Rabu 09 Aug 2017 15:31 WIB

Pengamat: Anggaran Pemprov tak Sanggup Biayai SMA dan SMK

Rep: Kabul Astuti/ Red: Andi Nur Aminah
Siswa SMK Raden Umar Said saat belajar animasi
Siswa SMK Raden Umar Said saat belajar animasi

REPUBLIKA.CO.ID, JAKARTA -- Pengamat pendidikan Doni Koesoema mengatakan semakin mahalnya biaya pendidikan di SMA dan SMK pasca pengalihan kewenangan ke provinsi menunjukkan bahwa pembuat undang-undang tidak paham realitas persoalan pendidikan. Pengambilalihan wewenang pengelolaan SMA dan SMK dari kabupaten/kota ke tingkat provinsi dilakukan atas dasar Undang-Undang Nomor 23 Tahun 2014 mulai Oktober 2016.

Menurut Doni, kebijakan ini harus segera ditinjau ulang sebelum pendidikan SMA/SMK semakin rusak. Doni memperhatikan biaya pendidikan untuk SMA dan SMK memang bertambah mahal semenjak diambil alih provinsi. "Dari segi anggaran pemerintah provinsi itu enggak sanggup membiayai SMA dan SMK," kata Doni, kepada Republika.co.id, Rabu (9/8).

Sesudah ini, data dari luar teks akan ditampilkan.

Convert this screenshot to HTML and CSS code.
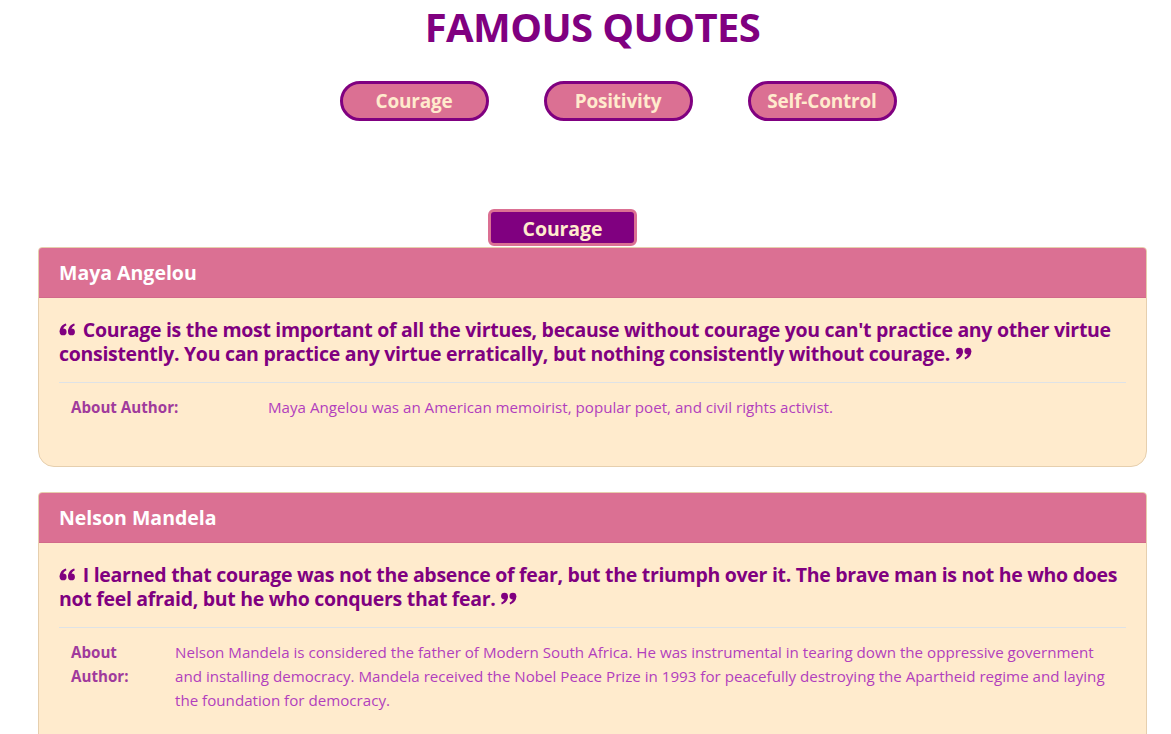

Ia menjelaskan, provinsi tidak memiliki banyak pemasukan kas daerah. Pemasukan pemprov hanya berasal dari pajak-pajak, dan jumlahnya pun tidak banyak. Doni menambahkan, aparatur birokrasi di provinsi juga tidak pernah mengurusi sekolah sehingga kualitas pendidikan menengah akan makin dipertanyakan.

Menurut Doni, kesalahan ini ada pada UU Otonomi Daerah yang mengatur pengalihan wewenang SMA dan SMK dari kabupaten/kota ke provinsi. Ia menengarai, alasan lembaga legislatif mengalihkan kewenangan SMA/SMK ke provinsi adalah alasan politik, bukan peningkatan kualitas pendidikan.

Kondisi inilah yang menurutnya makin merusak pendidikan. "Anggota DPR yang membuat undang-undang itu enggak paham situasi pendidikan yang ada sekarang, lalu mengalihkannya ke provinsi. Alasannya bukan untuk peningkatan kualitas pendidikan," ujarnya geram.

Kini, pemerintah kabupaten/kota tidak bisa berbuat apa-apa meski warganya mengeluhkan biaya pendidikan mahal. Undang-Undang sudah memutuskan kewenangan ada di provinsi. Doni menuntut DPR untuk merevisi UU Otonomi Daerah yang mengalihkan kewenangan pengelolaan SMA dan SMK dari kab/kota ke provinsi. Menurutnya, tidak ada alternatif lain karena ini adalah kesalahan DPR.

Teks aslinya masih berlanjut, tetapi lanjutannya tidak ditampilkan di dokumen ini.